Erdoğan, İsveç’in üyeliğinin önünden çekilip ABD Başkanı Joe Biden’a kariyerinin en mühim zaferini hediye ettikten sonra Suriye’de aradığı yeşil ışığı görmüş olabilir mi? Ya da böyle bir çıkarımla manipülasyon mu yapılıyor? Erdoğan’ın Suriye’nin kuzeyinde 30 km derinliğinde tüm şeridi zapt etme planları sadece ABD değil Rusya’nın da onayına bağlı. Epey zamandır ilk etapta Tel Rıfat, Menbic, Ayn İsa ve Kobani’yi hedefe koyan askeri planlar, “Bir gece ansızın” tekerlemesinin ötesine gidemedi. Beklenen yeşil ışık yanmadığı için. Peki Vilnius’ta Erdoğan istenileni verdiğine göre bir diyet beklenebilir mi?
***
Seçim öncesi Erdoğan, Rusya Federasyonu Başkanı Vladimir Putin’in patronluğunda Suriye Devlet Başkanı Beşşar el Esad’la el sıkışmanın sınırındaydı. El sıkışmada samimiysen tek taraflı askeri harekâta kalkışamazsın. Erdoğan 17 Temmuz’da Körfez turu sırasında gelen bir soru üzerine “Esed ile görüşme noktasında kapalı değiliz, görüşürüz” dedi ama fiilen kapıyı kapatan tutumu tekrarladı: “Esed maalesef Türkiye’nin Kuzey Suriye’den çıkmasını istiyor. Böyle bir şey olamaz.”
Yandaş medya sıklıkla kafalardaki planları köpürtüyor. Erdoğan’ın açıklamasının ardından yine temenniye uygun bir senaryo bu kez “Türkiye ve ABD planı masada: 3 milyon Suriyeli geri dönecek” başlığıyla servis edildi:
“ABD, Suriye’nin kuzeyine 2 bin 500 asker gönderecek. PKK ve YPG, Fırat’ın doğusuna çekilecek. Terör örgütlerinden boşalan yerlere de Türkiye’de barınan Suriyeli muhalifler yerleştirilecek, böylece 3 milyon Suriyeli evine dönmüş olacak. ABD ilk planda 3 bin muhalifi de Deyrizor ve Tenef aksına yerleştirmek için düğmeye bastı… ABD, Türkiye’yi ikna için Ankara’ya bir heyet gönderdi. Plan kapsamında terör örgütü PKK/YPG, Deir El Zor, Tel Rifat, Rakka ve Menbiç’i muhaliflere bırakarak Fırat’ın doğusuna çekilecek. ABD, bu sayede Tahran’dan Suriye ve Lübnan’a uzanan silah, militan, lojistik sevkiyatının kara koridorunu tamamen kapatmak istiyor.”
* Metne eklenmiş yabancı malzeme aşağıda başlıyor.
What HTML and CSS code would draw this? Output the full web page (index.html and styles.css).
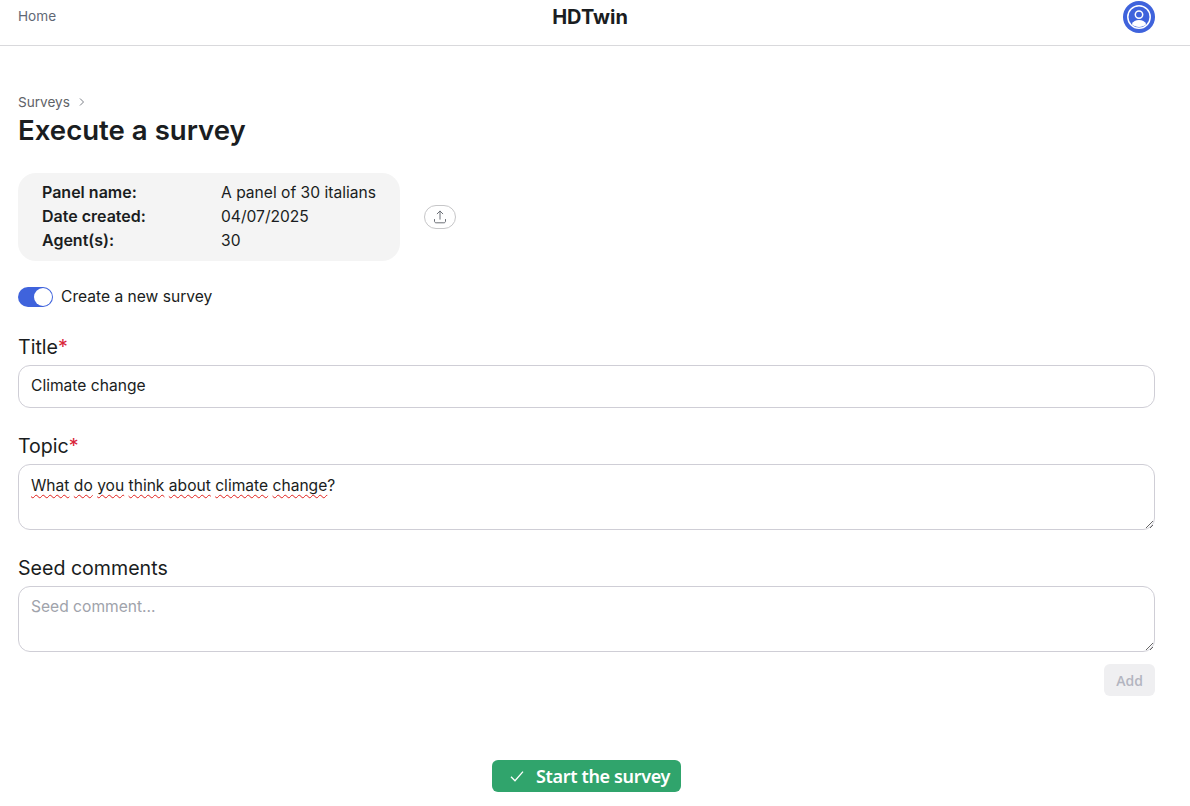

Senaryonun ciddiyeti ve tutarlılığı haberin yazım kalitesine de yansıyor!
Bu senaryolar Kürtlerin 19 Temmuz 2012’de Kobani’den başlayıp özerklik inşasına koyulmasının 11’inci yıldönümüne de denk geliyor.
Güya Esad’la görüşmeye kapılar açık ama Erdoğan’ın sözlerinin üzerinden iki gün geçmeden Anadolu Ajansı, Türkiye’nin güdümündeki Suriye Milli Ordusu (SMO) bileşenlerinden Hamza ve Süleyman Şah tümenlerinin, Afrin’in Şeyh Hadid beldesinde eğitimlerini tamamlayan 5 bin askeri saflarına kattığını şevkle duyurdu:
“Uçaksavarla donatılmış 100 araç, ağır makineli tüfek, doçka yerleştirilmiş 100 zırhlı araç, 80 zırhlı pikap, 300 zırhlı muharebe aracı ve makineli tüfek yerleştirilmiş 300 dağ motosikleti törende yer aldı. Askerler terörden kurtarılan bölgelerde görev yapacak.”
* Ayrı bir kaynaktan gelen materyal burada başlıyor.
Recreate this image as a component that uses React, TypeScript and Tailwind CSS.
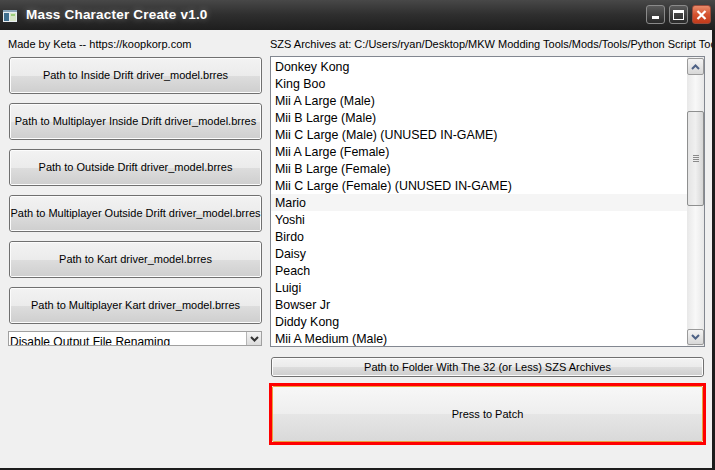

Özünde komşu ülkenin topraklarında, komşuya karşı… Bunlar Suriye’nin “terör örgütü” saydığı gruplar. Yine de ağızda dönen “terörle mücadele” ve “normalleşme.”
16 Temmuz’da Şam’da Irak Başbakanı Muhammed Şiya Sudani’yi ağırlayan Esad da Türkiye’nin konumunda neyi gördüklerini net ifade etti: “Bazı komşu ülkeler ya yayılmacı ya da geri ideolojik nedenlerle terörizmi destekledi.”
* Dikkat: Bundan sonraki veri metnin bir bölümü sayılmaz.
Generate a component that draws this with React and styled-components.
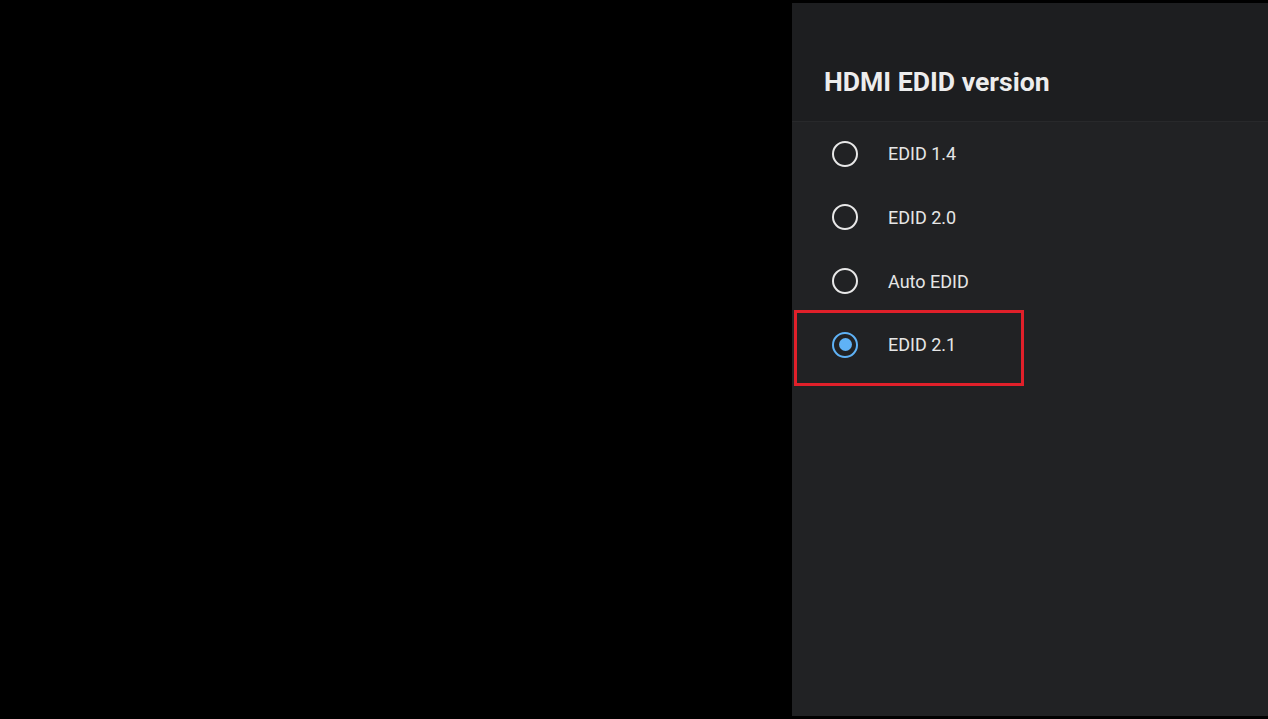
import React from 'react';
import styled, { createGlobalStyle } from 'styled-components';

const GlobalStyle = createGlobalStyle`
	html, body {
		margin: 0;
		padding: 0;
		background: #000000;
	}
	body {
		font-family: Roboto, "Noto Sans", sans-serif;
	}
`;

const Screen = styled.div`
	width: 1268px;
	height: 719px;
	background: #000000;

	display: flex;
	flex-direction: row;
	justify-content: flex-end;
	align-items: flex-start;
	overflow: hidden;
`;

const Panel = styled.div`
	width: 476px;
	height: 713px;
	margin-top: 3px;
	background: #212224;

	display: flex;
	flex-direction: column;
`;

const Header = styled.div`
	box-sizing: border-box;
	height: 119px;
	padding: 63px 0 0 32px;
	background: #1d1e20;
	border-bottom: 1px solid #28292b;

	h1 {
		margin: 0;
		font-size: 26.6px;
		line-height: 32px;
		font-weight: 700;
		color: #ededed;
		letter-spacing: 0;
	}
`;

const List = styled.div`
	display: flex;
	flex-direction: column;
`;

const Row = styled.div`
	position: relative;
	height: 63.67px;
	padding-left: 40px;

	display: flex;
	flex-direction: row;
	align-items: center;
	gap: 30px;

	span {
		font-size: 18px;
		color: #e6e6e6;
	}
`;

const Radio = styled.div`
	box-sizing: border-box;
	width: 26px;
	height: 26px;
	border-radius: 50%;
	border: 2px solid ${p => (p.$checked ? '#5fb2f6' : '#e8e8e8')};

	display: flex;
	align-items: center;
	justify-content: center;

	&::after {
		content: '';
		display: ${p => (p.$checked ? 'block' : 'none')};
		width: 13px;
		height: 13px;
		border-radius: 50%;
		background: #5fb2f6;
	}
`;

const Highlight = styled.div`
	position: absolute;
	left: 2px;
	top: -3px;
	width: 230px;
	height: 76px;
	box-sizing: border-box;
	border: 3px solid #e0202a;
	pointer-events: none;
`;

const options = [
	{ label: 'EDID 1.4' },
	{ label: 'EDID 2.0' },
	{ label: 'Auto EDID' },
	{ label: 'EDID 2.1', checked: true },
];

const App = () => (
	<>
		<GlobalStyle />
		<Screen>
			<Panel>
				<Header>
					<h1>HDMI EDID version</h1>
				</Header>
				<List>
					{options.map(opt => (
						<Row key={opt.label}>
							<Radio $checked={opt.checked} />
							<span>{opt.label}</span>
							{opt.checked && <Highlight />}
						</Row>
					))}
				</List>
			</Panel>
		</Screen>
	</>
);

export default App;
Erdoğan, Esad’la el sıkışabilir ama bunu kendi koşullarını dayatarak yapmak istiyor.
***
NATO zemininde sağlanan Türk-Amerikan yakınlaşması veya Türk-Rus soğumasının Suriye’ye yansıması ne olur? Önce Kuzey ve Doğu Suriye Demokratik Özerk Yönetimi Dış İlişkiler Dairesi Eş Başkanı Bedran Çiya Kurd’a yönelttiğim soruların yanıtlarını paylaşayım:
Türkiye’nin NATO’daki uyumlu tutumundan sonra ABD’nin Suriye politikasında bir değişiklik bekliyor musunuz?
Bedran Çiya Kurd: Elbette Türklerin İsveç konusundaki pozisyonu yeni ve Rusya’nın politikasına aykırı. NATO’nun bu yönde Türkiye’deki seçimlerden önce de çabaları vardı. Bu Türkiye ile sorunlarının hepsinin çözüldüğü anlamına gelmiyor ve kalan farklılıklar devam edecek. NATO ve ABD’nin politikası, Türkiye’yi kucaklayıp Rusya’dan uzak tutmaktır. Türkiye, NATO ile farklılıkları kapatmaya devam ederse uzun vadede bunun Suriye üzerinde doğrudan niteliksel etkileri olur. Şu anda büyük ve hızlı sürprizler beklenemez çünkü Rusya ve Türkiye’nin birbirine ihtiyacı var. Mümkün olduğu sürece Türkiye ikili politikasını sürdürecektir.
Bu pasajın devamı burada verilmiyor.